_To do_.
Give the number of lines in the data that hold the string "this". Nothing else is needed.

_Supplied information_.

# # # # #

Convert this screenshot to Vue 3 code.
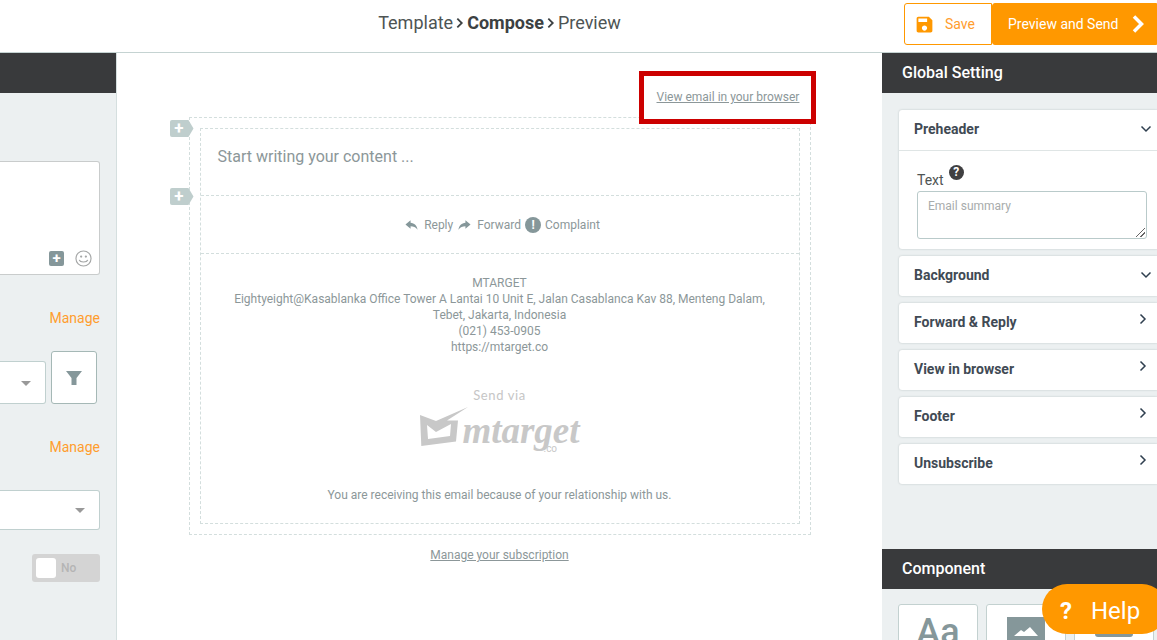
<template>
  <div class="page">
    <header class="topbar">
      <div></div>
      <nav class="steps">
        <span>Template</span>
        <svg class="step-arrow" viewBox="0 0 9 14"><path d="M1.500 2l5 5-5 5" /></svg>
        <b>Compose</b>
        <svg class="step-arrow" viewBox="0 0 9 14"><path d="M1.500 2l5 5-5 5" /></svg>
        <span>Preview</span>
      </nav>
      <div class="actions">
        <button class="btn-save">
          <svg viewBox="0 0 24 24"><path d="M17 3H5c-1.110 0-2 .9-2 2v14c0 1.100.89 2 2 2h14c1.100 0 2-.9 2-2V7l-4-4zm-5 16c-1.660 0-3-1.340-3-3s1.340-3 3-3 3 1.340 3 3-1.340 3-3 3zm3-10H5V5h10v4z" /></svg>
          <span>Save</span>
        </button>
        <button class="btn-send">
          <span>Preview and Send</span>
          <svg viewBox="0 0 14 20"><path d="M3 2.500l7.500 7.500L3 17.500" /></svg>
        </button>
      </div>
    </header>

    <div class="workspace">
      <aside class="left">
        <div class="panel-head"></div>
        <div class="left-body">
          <div class="message">
            <span class="msg-plus">+</span>
            <svg class="smile" viewBox="0 0 18 18">
              <circle cx="9" cy="9" r="8" />
              <circle class="dot" cx="6.500" cy="7" r="1.200" />
              <circle class="dot" cx="11.500" cy="7" r="1.200" />
              <path d="M4.500 10.500c1 3 8 3 9 0" />
            </svg>
          </div>
          <a class="manage first">Manage</a>
          <div class="filter-row">
            <div class="select short"><i class="caret"></i></div>
            <div class="filter-btn">
              <svg viewBox="0 0 16 16"><path d="M0 1h16l-5.500 7v7h-5V8z" /></svg>
            </div>
          </div>
          <a class="manage second">Manage</a>
          <div class="select wide"><i class="caret"></i></div>
          <div class="toggle"><span class="knob"></span><span>No</span></div>
        </div>
      </aside>

      <main class="canvas">
        <div class="view-row">
          <div class="view-mark"><a>View email in your browser</a></div>
        </div>
        <div class="mail-outer">
          <span class="add-tab first-tab">+</span>
          <span class="add-tab second-tab">+</span>
          <div class="mail-inner">
            <section class="mail-start">Start writing your content ...</section>
            <section class="mail-links">
              <svg viewBox="0 0 14 12"><path d="M6 1L.5 5.500 6 10V7.300c3 0 5.500.8 7.500 3.700C13 7 10 3.800 6 3.600z" /></svg>
              <span>Reply</span>
              <svg viewBox="0 0 14 12"><path d="M8 1l5.500 4.500L8 10V7.300c-3 0-5.500.8-7.500 3.700C1 7 4 3.800 8 3.600z" /></svg>
              <span>Forward</span>
              <span class="warn">!</span>
              <span>Complaint</span>
            </section>
            <section class="mail-footer">
              <p>MTARGET</p>
              <p>Eightyeight@Kasablanka Office Tower A Lantai 10 Unit E, Jalan Casablanca Kav 88, Menteng Dalam,</p>
              <p>Tebet, Jakarta, Indonesia</p>
              <p>(021) 453-0905</p>
              <p>https://mtarget.co</p>
              <div class="send-via">Send via</div>
              <div class="logo">
                <svg viewBox="0 0 49 40">
                  <path class="logo-fill" d="M1 8L2.300 39 37 34.500 39 13.500H28L49 0 17 14zM8 18l1 14 22-3 1-12-15 8z" />
                </svg>
                <span class="logo-word">mtarget</span>
                <span class="logo-co">.co</span>
              </div>
              <p class="relation">You are receiving this email because of your relationship with us.</p>
            </section>
          </div>
        </div>
        <a class="manage-sub">Manage your subscription</a>
      </main>

      <aside class="right">
        <div class="panel-head">Global Setting</div>
        <div class="settings">
          <div v-for="item in settings" :key="item.name" class="card">
            <div class="card-head">
              <span>{{ item.name }}</span>
              <svg v-if="item.open" class="chev down" viewBox="0 0 12 8"><path d="M1.500 1.500L6 6l4.500-4.500" /></svg>
              <svg v-else class="chev side" viewBox="0 0 8 12"><path d="M1.500 1.500L6 6l-4.500 4.500" /></svg>
            </div>
            <div v-if="item.body" class="card-body">
              <div class="text-label">
                <span>Text</span>
                <i class="hint">?</i>
              </div>
              <div class="summary">Email summary<span class="grip"></span></div>
            </div>
          </div>
        </div>
        <div class="panel-head">Component</div>
        <div class="tiles">
          <div class="tile"><span class="aa">Aa</span></div>
          <div class="tile">
            <svg class="tile-img" viewBox="0 0 38 30">
              <path d="M0 0h38v30H0z" />
              <path class="tile-cut" d="M7 19l7-6 3 2 6-5 8 9z" />
            </svg>
          </div>
          <div class="tile"><span class="tile-btn"></span></div>
        </div>
      </aside>
    </div>

    <button class="help"><b>?</b><span>Help</span></button>
  </div>
</template>

<script setup>
const settings = [
  { name: "Preheader", open: true, body: true },
  { name: "Background", open: true },
  { name: "Forward & Reply" },
  { name: "View in browser" },
  { name: "Footer" },
  { name: "Unsubscribe" },
];
</script>

<style>
html,
body {
  margin: 0;
  background: #fff;
}
</style>

<style scoped>
.page {
  position: relative;
  width: 1157px;
  height: 640px;
  overflow: hidden;
  font-family: Roboto, "Liberation Sans", sans-serif;
  color: #3d4650;
}
.topbar,
.workspace {
  display: grid;
  grid-template-columns: 117px 765px 275px;
}
.topbar {
  height: 52px;
  box-sizing: content-box;
  border-bottom: 1px solid #c5d3d2;
}
.steps {
  display: flex;
  align-items: center;
  justify-content: center;
  gap: 3px;
  font-size: 18px;
  color: #4e5454;
  padding-bottom: 7px;
}
.steps b {
  font-weight: 700;
  color: #3c4142;
}
.step-arrow {
  width: 8px;
  height: 14px;
  fill: none;
  stroke: #3c4142;
  stroke-width: 2;
}
.actions {
  display: flex;
  padding: 3px 0 0 22px;
  height: 42px;
}
.actions button {
  display: flex;
  align-items: center;
  height: 42px;
  font: 14px Roboto, sans-serif;
  border: 1px solid #ff9800;
  box-sizing: border-box;
}
.btn-save {
  width: 88px;
  padding: 0 0 0 9px;
  gap: 10px;
  background: #fff;
  color: #ff9d2e;
  border-radius: 3px 0 0 3px;
}
.btn-save svg {
  width: 21px;
  height: 21px;
  fill: #ff9800;
}
.btn-send {
  width: 165px;
  padding: 0 0 0 15px;
  gap: 13px;
  background: #ff9800;
  color: #fff;
  border-radius: 3px 0 0 3px;
}
.btn-send svg {
  width: 14px;
  height: 20px;
  fill: none;
  stroke: #fff;
  stroke-width: 3.500;
}
.workspace {
  height: 587px;
}
.panel-head {
  height: 40px;
  line-height: 40px;
  background: #393a3c;
  color: #fff;
  font-size: 16px;
  font-weight: 500;
  padding-left: 20px;
}
.left {
  background: #ecf0f1;
  border-right: 1px solid #d5dfdf;
}
.left-body {
  position: relative;
  display: flex;
  flex-direction: column;
  align-items: flex-end;
  padding: 68px 16px 0 0;
}
.message {
  position: relative;
  width: 100px;
  height: 114px;
  box-sizing: border-box;
  background: #fff;
  border: 1px solid #c9cccc;
  border-left: 0;
  border-radius: 0 3px 3px 0;
}
.msg-plus {
  position: absolute;
  left: 49px;
  top: 89px;
  width: 15px;
  height: 15px;
  line-height: 15px;
  border-radius: 2px;
  background: #85979a;
  color: #fff;
  text-align: center;
  font-size: 15px;
  font-weight: 700;
}
.smile {
  position: absolute;
  left: 75px;
  top: 88px;
  width: 17px;
  height: 17px;
  fill: none;
  stroke: #a4a6a6;
  stroke-width: 1.200;
}
.smile .dot {
  fill: #a4a6a6;
  stroke: none;
}
.manage {
  color: #ff9d2e;
  font-size: 14px;
  line-height: 16px;
}
.manage.first {
  margin-top: 35px;
}
.manage.second {
  margin-top: 35px;
}
.filter-row {
  display: flex;
  align-items: flex-end;
  gap: 5px;
  margin-top: 25px;
  margin-right: 3px;
}
.select {
  position: relative;
  box-sizing: border-box;
  background: #fff;
  border: 1px solid #c0d0cf;
  border-left: 0;
  border-radius: 0 3px 3px 0;
}
.select.short {
  width: 46px;
  height: 43px;
}
.select.wide {
  width: 100px;
  height: 40px;
  margin-top: 35px;
}
.caret {
  position: absolute;
  right: 14px;
  top: 50%;
  margin-top: -2px;
  border: 5px solid transparent;
  border-top: 5px solid #999;
  border-bottom: 0;
}
.filter-btn {
  display: flex;
  align-items: center;
  justify-content: center;
  width: 46px;
  height: 53px;
  box-sizing: border-box;
  background: #fff;
  border: 1px solid #a5b8b6;
  border-radius: 3px;
}
.filter-btn svg {
  width: 16px;
  height: 16px;
  fill: #85979a;
}
.toggle {
  display: flex;
  align-items: center;
  gap: 5px;
  width: 68px;
  height: 28px;
  margin-top: 24px;
  padding-left: 4px;
  box-sizing: border-box;
  background: #d4d4d4;
  border-radius: 3px;
  color: #b4b4b4;
  font-size: 12px;
  font-weight: 500;
}
.knob {
  width: 20px;
  height: 20px;
  background: #fff;
  border-radius: 3px;
}
.canvas {
  display: flex;
  flex-direction: column;
  align-items: center;
  background: #fff;
}
.view-row {
  display: flex;
  justify-content: flex-end;
  width: 622px;
  height: 64px;
  box-sizing: border-box;
  padding-top: 18px;
}
.view-mark {
  position: relative;
  z-index: 2;
  width: 177px;
  height: 53px;
  box-sizing: border-box;
  margin-right: -5px;
  border: 5px solid #cc0000;
  background: #fff;
  font-size: 12px;
  line-height: 16px;
  color: #8c9799;
  padding: 13px 0 0 13px;
}
.view-mark a {
  text-decoration: underline;
}
.mail-outer {
  position: relative;
  box-sizing: border-box;
  width: 622px;
  height: 418px;
  padding: 10px;
  border: 1px dashed #d3dedd;
}
.add-tab {
  position: absolute;
  left: -20px;
  width: 19px;
  height: 17px;
  padding-right: 5px;
  box-sizing: content-box;
  line-height: 16px;
  text-align: center;
  color: #fff;
  font-size: 17px;
  font-weight: 700;
  background: #bfcecd;
  border-radius: 2px 0 0 2px;
  clip-path: polygon(0 0, 79% 0, 100% 50%, 79% 100%, 0 100%);
}
.first-tab {
  top: 2px;
}
.second-tab {
  top: 70px;
}
.mail-inner {
  height: 396px;
  box-sizing: border-box;
  border: 1px dashed #d3dedd;
  color: #8c9799;
}
.mail-start {
  height: 67px;
  box-sizing: border-box;
  padding: 18px 16px 0 17px;
  font-size: 16px;
  line-height: 20px;
  border-bottom: 1px dashed #d3dedd;
}
.mail-links {
  display: flex;
  align-items: center;
  justify-content: center;
  gap: 5px;
  height: 58px;
  box-sizing: border-box;
  padding-left: 6px;
  font-size: 12px;
  border-bottom: 1px dashed #d3dedd;
}
.mail-links svg {
  width: 13px;
  height: 12px;
  fill: #85979a;
}
.mail-links svg + span {
  margin-left: 1px;
}
.warn {
  width: 16px;
  height: 16px;
  line-height: 16px;
  text-align: center;
  border-radius: 50%;
  background: #85979a;
  color: #fff;
  font-weight: 700;
  font-size: 12px;
  margin: 0 -1px;
}
.mail-footer {
  text-align: center;
  padding-top: 21px;
  font-size: 12px;
  line-height: 16px;
}
.mail-footer p {
  margin: 0;
}
.send-via {
  margin-top: 31px;
  font-family: Lato, sans-serif;
  font-size: 13px;
  letter-spacing: 0.6px;
  color: #c6c6c6;
  line-height: 18px;
}
.logo {
  position: relative;
  display: flex;
  justify-content: center;
  align-items: flex-start;
  height: 48px;
  margin: 3px 0 0;
  color: #c8c8c8;
}
.logo svg {
  width: 49px;
  height: 40px;
  flex: none;
}
.logo-fill {
  fill: #c8c8c8;
  fill-rule: evenodd;
}
.logo-word {
  font: italic 700 37px/42px "Liberation Serif", serif;
  margin: 3px 0 0 -6px;
}
.logo-co {
  position: absolute;
  left: 343px;
  top: 36px;
  font-size: 10px;
  line-height: 12px;
}
.mail-footer .relation {
  margin-top: 32px;
}
.manage-sub {
  margin-top: 12px;
  font-size: 12px;
  line-height: 16px;
  color: #8c9799;
  text-decoration: underline;
}
.right {
  background: #ecf0f1;
  overflow: hidden;
}
.settings {
  display: flex;
  flex-direction: column;
  gap: 6px;
  height: 456px;
  box-sizing: border-box;
  padding: 17px 0 0 17px;
  overflow: hidden;
}
.card {
  flex: none;
  background: #fff;
  border-radius: 3px 0 0 3px;
  box-shadow: 0 0 2px rgba(60, 80, 80, 0.3);
  margin-bottom: 1px;
}
.card-head {
  display: flex;
  align-items: center;
  justify-content: space-between;
  height: 40px;
  box-sizing: border-box;
  padding: 0 5px 2px 15px;
  font-size: 14px;
  font-weight: 700;
  color: #414a54;
}
.chev {
  fill: none;
  stroke: #2f3f4f;
  stroke-width: 1.500;
}
.chev.down {
  width: 12px;
  height: 8px;
}
.chev.side {
  width: 8px;
  height: 12px;
  margin: -6px 5px 0 0;
}
.card-body {
  border-top: 1px solid #dfe5e5;
  height: 98px;
  padding: 0 10px 0 18px;
}
.text-label {
  display: flex;
  align-items: flex-start;
  gap: 5px;
  height: 40px;
  padding-top: 21px;
  box-sizing: border-box;
  font-size: 14px;
  line-height: 16px;
  color: #4e5454;
}
.hint {
  width: 15px;
  height: 15px;
  margin-top: -7px;
  border-radius: 50%;
  background: #3f3f41;
  color: #fff;
  text-align: center;
  font: 700 12px/15px Roboto, sans-serif;
}
.summary {
  position: relative;
  width: 230px;
  height: 48px;
  box-sizing: border-box;
  padding: 6px 10px;
  font-size: 12px;
  line-height: 16px;
  color: #a8acac;
  border: 1px solid #b9caca;
  border-radius: 3px;
}
.grip {
  position: absolute;
  right: 1px;
  bottom: 1px;
  width: 9px;
  height: 9px;
  background: linear-gradient(135deg, transparent 46%, #666 46%, #666 54%, transparent 54%, transparent 70%, #666 70%, #666 78%, transparent 78%);
}
.tiles {
  display: flex;
  gap: 8px;
  padding: 15px 0 0 16px;
}
.tile {
  flex: none;
  display: flex;
  justify-content: center;
  box-sizing: border-box;
  width: 80px;
  height: 80px;
  background: #fff;
  border: 1px solid #c3d1d0;
  border-radius: 3px;
}
.aa {
  font-size: 36px;
  font-weight: 500;
  line-height: 54px;
  color: #85979a;
}
.tile-img {
  width: 38px;
  height: 30px;
  margin-top: 12px;
  fill: #85979a;
}
.tile-cut {
  fill: #fff;
}
.tile-btn {
  width: 38px;
  height: 20px;
  margin-top: 12px;
  box-sizing: border-box;
  border: 3px solid #85979a;
  border-radius: 3px;
}
.help {
  position: absolute;
  left: 1042px;
  top: 584px;
  display: flex;
  align-items: center;
  gap: 19px;
  width: 125px;
  height: 50px;
  padding: 3px 0 0 18px;
  box-sizing: border-box;
  border: 0;
  border-radius: 25px;
  background: #ff9800;
  color: #fff;
  font: 24px Roboto, sans-serif;
}
.help b {
  font-weight: 700;
}
</style>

# # # # #

_Task response_.
2